Redis笔记之字典

作者: slxixiha | 来源:发表于2021-08-20 08:11 被阅读0次

Redis笔记之字典
Redis 之字典和跳表
redis笔记：字典
redis 笔记（字典）
redis入门
Redis 设计与实现 4：字典 dict
Redis认识与安装
第二章----Redis概述
Redis面试指南
redis常见操作命令

字典，又称为符号表（symbol table）、关联数组（associative array）或映射（map），是一种用于保存键值对的抽象数据结构。

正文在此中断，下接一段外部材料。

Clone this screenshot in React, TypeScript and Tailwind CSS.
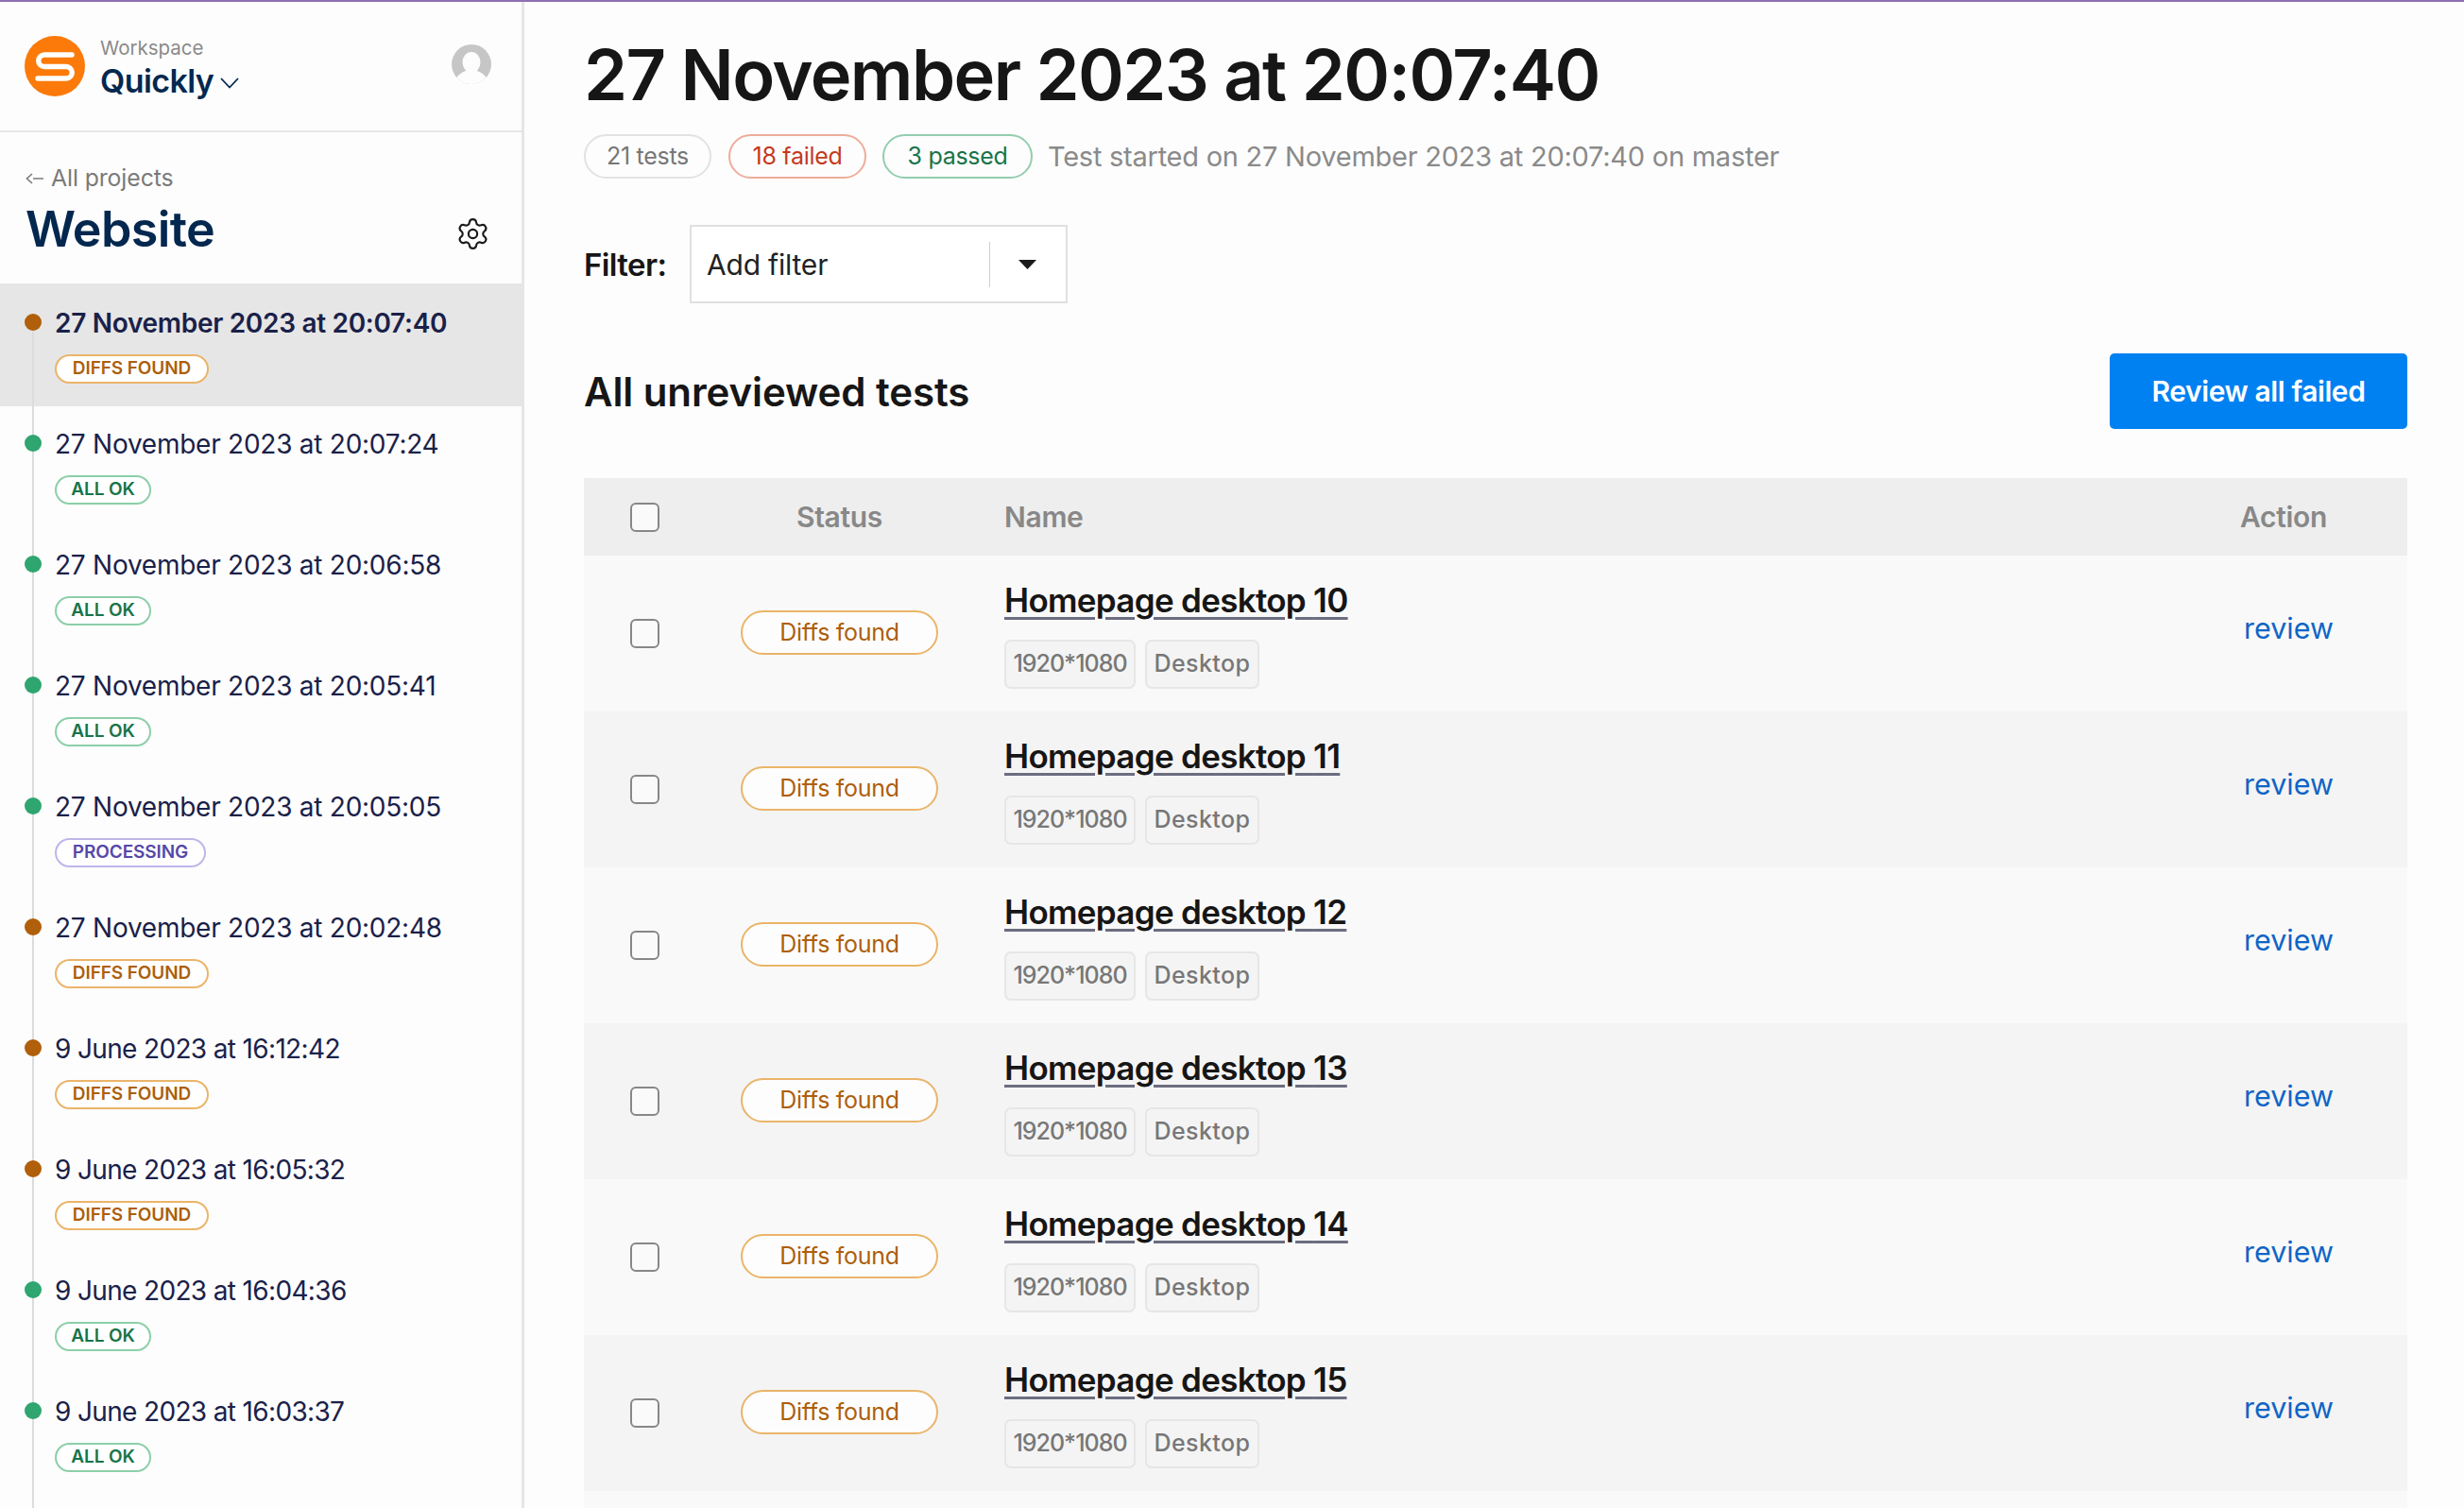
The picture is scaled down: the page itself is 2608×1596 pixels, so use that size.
import { Settings } from "lucide-react";

const runs = [
  { date: "27 November 2023 at 20:07:40", status: "diffs", active: true },
  { date: "27 November 2023 at 20:07:24", status: "ok" },
  { date: "27 November 2023 at 20:06:58", status: "ok" },
  { date: "27 November 2023 at 20:05:41", status: "ok" },
  { date: "27 November 2023 at 20:05:05", status: "processing" },
  { date: "27 November 2023 at 20:02:48", status: "diffs" },
  { date: "9 June 2023 at 16:12:42", status: "diffs", short: true },
  { date: "9 June 2023 at 16:05:32", status: "diffs", short: true },
  { date: "9 June 2023 at 16:04:36", status: "ok", short: true },
  { date: "9 June 2023 at 16:03:37", status: "ok", short: true },
];

const tests = ["10", "11", "12", "13", "14", "15"];

function RunBadge({ status }: { status: string }) {
  if (status === "diffs") {
    return (
      <span className="flex h-[31px] w-[163px] items-center justify-center rounded-full border-2 border-[#ebb469] bg-white text-[19px] font-semibold tracking-[-0.1px] text-[#ad5f0c]">
        DIFFS FOUND
      </span>
    );
  }
  if (status === "processing") {
    return (
      <span className="flex h-[31px] w-[160px] items-center justify-center rounded-full border-2 border-[#bdb6ea] bg-white text-[19px] font-semibold tracking-[-0.1px] text-[#5648a8]">
        PROCESSING
      </span>
    );
  }
  return (
    <span className="flex h-[31px] w-[102px] items-center justify-center rounded-full border-2 border-[#8ccfa8] bg-white text-[19px] font-semibold tracking-[-0.1px] text-[#17744a]">
      ALL OK
    </span>
  );
}

function RunItem({ date, status, active, first, short }: { date: string; status: string; active?: boolean; first?: boolean; short?: boolean }) {
  let titleClass = "h-[34px] whitespace-nowrap text-[28px] leading-[34px] tracking-[-0.25px] text-[#1a2149]";
  if (active) {
    titleClass = "h-[34px] whitespace-nowrap text-[28px] font-semibold leading-[34px] tracking-[-0.3px] text-[#1a2149]";
  } else if (short) {
    titleClass = "h-[34px] whitespace-nowrap text-[28px] leading-[34px] tracking-[-0.65px] text-[#1a2149]";
  }

  return (
    <div className={active ? "mb-[-2px] flex h-[130px] shrink-0 bg-[#e6e6e6] pl-[26px] pt-[25px]" : "flex h-[128px] shrink-0 pl-[26px] pt-[25px]"}>
      <div className="relative mr-[14px] w-[18px]">
        <div className={first ? "absolute bottom-0 left-[8px] top-[17px] w-[2px] bg-[#dcdcdc]" : "absolute bottom-[-24px] left-[8px] top-[-25px] w-[2px] bg-[#dcdcdc]"} />
        <div className={status === "diffs" ? "relative mt-[7px] h-[18px] w-[18px] rounded-full bg-[#b05f0a]" : "relative mt-[7px] h-[18px] w-[18px] rounded-full bg-[#2fa56f]"} />
      </div>
      <div>
        <div className={titleClass}>{date}</div>
        <div className="mt-[16px] flex">
          <RunBadge status={status} />
        </div>
      </div>
    </div>
  );
}

function Sidebar() {
  return (
    <aside className="flex w-[555px] shrink-0 flex-col overflow-hidden border-r-[3px] border-[#e6e6e6]">
      <div className="flex h-[138px] shrink-0 items-start border-b-[2px] border-[#e6e6e6] pl-[26px] pr-[32px] pt-[36px]">
        <svg width="64" height="64" viewBox="0 0 64 64" className="shrink-0">
          <circle cx="32" cy="32" r="32" fill="#fb7a09" />
          <path d="M50 20H21a6.25 6.25 0 0 0 0 12.5h23a6.25 6.25 0 0 1 0 12.5H14" fill="none" stroke="#fff" strokeWidth="5.5" strokeLinecap="round" />
        </svg>
        <div className="ml-[16px]">
          <div className="h-[26px] text-[20.5px] leading-[26px] text-[#8a8a8a]">Workspace</div>
          <div className="flex items-center">
            <span className="text-[34px] font-semibold leading-[44px] tracking-[-0.6px] text-[#04284f]">Quickly</span>
            <svg width="20" height="12" viewBox="0 0 20 12" className="ml-[7px] mt-[3px] shrink-0" fill="none" stroke="#04284f" strokeWidth="1.8">
              <path d="M1 1l9 9.5L19 1" />
            </svg>
          </div>
        </div>
        <svg width="42" height="46" viewBox="0 0 42 46" className="ml-auto mt-[9px] shrink-0">
          <defs>
            <clipPath id="avatar">
              <circle cx="21" cy="21" r="21" />
            </clipPath>
          </defs>
          <circle cx="21" cy="21" r="21" fill="#c6c6c6" />
          <g clipPath="url(#avatar)" fill="#fdfdfd">
            <ellipse cx="21" cy="19" rx="9.5" ry="11" />
            <path d="M1 46c1-10 8-16 14-18h12c6 2 13 8 14 18z" />
          </g>
        </svg>
      </div>
      <div className="flex h-[160px] shrink-0 flex-col pl-[27px] pr-[33px] pt-[31px]">
        <div className="flex h-[36px] items-center text-[#7a7a7a]">
          <svg width="19" height="12" viewBox="0 0 19 12" className="mr-[8px] shrink-0" fill="none" stroke="#7a7a7a" strokeWidth="1.6">
            <path d="M7 1 1.5 6 7 11M8 6h11" />
          </svg>
          <span className="text-[24.8px] tracking-[-0.1px]">All projects</span>
        </div>
        <div className="mt-[4px] flex items-center justify-between">
          <span className="text-[52px] font-semibold leading-[64px] tracking-[-0.6px] text-[#03274f]">Website</span>
          <Settings className="mt-[9px] h-[37px] w-[37px] text-[#1b1b1b]" strokeWidth={1.4} />
        </div>
      </div>
      {runs.map((run, i) => (
        <RunItem key={run.date} {...run} first={i === 0} />
      ))}
    </aside>
  );
}

function Checkbox() {
  return <span className="block h-[31px] w-[31px] rounded-[6px] border-2 border-[#878787] bg-[#fafafa]" />;
}

function TestRow({ num, odd }: { num: string; odd: boolean }) {
  return (
    <div className={odd ? "flex h-[165px] shrink-0 bg-[#f9f9f9]" : "flex h-[165px] shrink-0 bg-[#f4f4f4]"}>
      <div className="w-[166px] shrink-0 pl-[49px] pt-[67px]">
        <Checkbox />
      </div>
      <div className="w-[279px] shrink-0 pt-[58px]">
        <span className="flex h-[47px] w-[209px] items-center justify-center rounded-full border-2 border-[#ebb469] bg-[#fdfdfd] text-[25px] tracking-[-0.3px] text-[#ad5f0c]">
          Diffs found
        </span>
      </div>
      <div className="flex-1 pt-[25px]">
        <a className="block w-fit text-[35px] font-semibold leading-[44px] tracking-[-0.7px] text-[#161616] underline decoration-[#6c6d80] decoration-[3px] underline-offset-[5px]">
          Homepage desktop {num}
        </a>
        <div className="mt-[20px] flex gap-[10px]">
          <span className="flex h-[52px] w-[139px] items-center justify-center rounded-[7px] border-2 border-[#e6e6e6] bg-[#f4f4f4] text-[25px] font-medium tracking-[-1px] text-[#777777]">
            1920*1080
          </span>
          <span className="flex h-[52px] w-[121px] items-center justify-center rounded-[7px] border-2 border-[#e6e6e6] bg-[#f4f4f4] text-[25px] font-medium tracking-[0.4px] text-[#777777]">
            Desktop
          </span>
        </div>
      </div>
      <div className="w-[173px] shrink-0 pt-[55px] text-[30.5px] leading-[44px] text-[#1065c6]">review</div>
    </div>
  );
}

export default function App() {
  return (
    <div className="flex h-screen flex-col overflow-hidden bg-[#fdfdfd] [font-family:Inter,sans-serif]">
      <div className="h-[2px] shrink-0 bg-[#8f6fb5]" />
      <div className="flex min-h-0 flex-1">
        <Sidebar />
        <main className="flex min-w-0 flex-1 flex-col pl-[63px] pr-[60px]">
          <h1 className="mt-[31px] whitespace-nowrap text-[74px] font-semibold leading-[92px] tracking-[-1.6px] text-[#161616]">
            27 November 2023 at 20:07:40
          </h1>
          <div className="mt-[17px] flex items-center">
            <span className="flex h-[47px] w-[135px] items-center justify-center rounded-full border-2 border-[#e2e2e2] text-[25px] tracking-[-0.3px] text-[#777777]">21 tests</span>
            <span className="ml-[18px] flex h-[47px] w-[146px] items-center justify-center rounded-full border-2 border-[#eeac9b] text-[25px] tracking-[-0.3px] text-[#c43a1f]">18 failed</span>
            <span className="ml-[17px] flex h-[47px] w-[159px] items-center justify-center rounded-full border-2 border-[#93cdaf] text-[25px] tracking-[-0.3px] text-[#17744a]">3 passed</span>
            <span className="ml-[16px] whitespace-nowrap text-[29px] tracking-[-0.25px] text-[#8a8a8a]">Test started on 27 November 2023 at 20:07:40 on master</span>
          </div>
          <div className="mt-[49px] flex items-center">
            <span className="mt-[2px] w-[112px] text-[33px] font-semibold tracking-[-0.6px] text-[#161616]">Filter:</span>
            <div className="flex h-[83px] w-[400px] items-center border-2 border-[#e0e0e0] bg-white pl-[16px]">
              <span className="mt-[2px] w-[299px] text-[30px] tracking-[-0.2px] text-[#222222]">Add filter</span>
              <span className="h-[48px] w-px bg-[#cfcfcf]" />
              <svg width="19" height="10" viewBox="0 0 19 10" className="ml-[30px]">
                <path d="M0 0h19L9.5 10z" fill="#1a1a1a" />
              </svg>
            </div>
          </div>
          <div className="mt-[53px] flex h-[80px] items-center justify-between">
            <h2 className="text-[42px] font-semibold tracking-[-0.1px] text-[#161616]">All unreviewed tests</h2>
            <button className="h-[80px] w-[315px] rounded-[5px] bg-[#0081f2] text-[30px] font-semibold tracking-[-0.4px] text-white">
              Review all failed
            </button>
          </div>
          <div className="mt-[52px] flex h-[82px] shrink-0 items-center bg-[#eeeeee]">
            <div className="w-[166px] shrink-0 pl-[49px]">
              <Checkbox />
            </div>
            <div className="w-[279px] shrink-0">
              <div className="w-[209px] text-center text-[30px] font-semibold tracking-[-0.3px] text-[#888888]">Status</div>
            </div>
            <div className="flex-1 text-[30px] font-semibold tracking-[-0.3px] text-[#888888]">Name</div>
            <div className="w-[177px] shrink-0 text-[30px] font-semibold tracking-[-0.3px] text-[#888888]">Action</div>
          </div>
          {tests.map((num, i) => (
            <TestRow key={num} num={num} odd={i % 2 === 0} />
          ))}
          <div className="h-[165px] shrink-0 bg-[#f9f9f9]" />
        </main>
      </div>
    </div>
  );
}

同样，C语言没有预置这种数据结构，Redis构建了自己的实现。

hash表的定义

Redis的字典使用hash表作为底层实现，hash表实现如下：

// hash表节点
typedef struct dictEntry {
    void *key;
    union {
        void *val;
        uint64_t u64;
        int64_t s64;
        double d;
    } v;
    // 指向下个hash表节点
    struct dictEntry *next;
} dictEntry;

/* This is our hash table structure. Every dictionary has two of this as we
 * implement incremental rehashing, for the old to the new table. */
typedef struct dictht {
    // 链表数组
    dictEntry **table;
    // hash表大小，每个链表只有一个节点
    unsigned long size;
    // hash表掩码大小，用于计算索引值
    // 总是等于size-1
    unsigned long sizemask;
    // hash表已有节点数量
    unsigned long used;
} dictht;

默认hash表的size为4。

/* This is the initial size of every hash table */
#define DICT_HT_INITIAL_SIZE     4

字典的定义

字典的实现如下：

typedef struct dictType {
    uint64_t (*hashFunction)(const void *key);
    void *(*keyDup)(void *privdata, const void *key);
    void *(*valDup)(void *privdata, const void *obj);
    int (*keyCompare)(void *privdata, const void *key1, const void *key2);
    void (*keyDestructor)(void *privdata, void *key);
    void (*valDestructor)(void *privdata, void *obj);
    int (*expandAllowed)(size_t moreMem, double usedRatio);
} dictType;

typedef struct dict {
    // 类型特定函数
    dictType *type;
    // 私有数据
    void *privdata;
    // hash表
    dictht ht[2];
    // rehash索引，记录rehash的进度，rehash不在进行时，值为-1
    long rehashidx; /* rehashing not in progress if rehashidx == -1 */
    // rehash pause的标志
    int16_t pauserehash; /* If >0 rehashing is paused (<0 indicates coding error) */
} dict;

dict.type：字典支持多态，type就是具体类型所对应的一系列特定函数的指针；

dict.privdata：多态时需要传给特性函数的可选参数；

dict.ht[2]：主备hash表，正常时用ht[0]，执行rehash操作时才会使用ht[1]；

字典的结构图

字典.PNG

hash算法

添加新的键值对时，需要先执行以下操作计算hash值和索引值

hash = dict->type->hashFunction(key);
    
index = hash & dict->ht[x].size_mask;

目前默认的hash算法是SipHash算法，它能使输出随机化，减少hash冲突。算法的实现在siphash.c中。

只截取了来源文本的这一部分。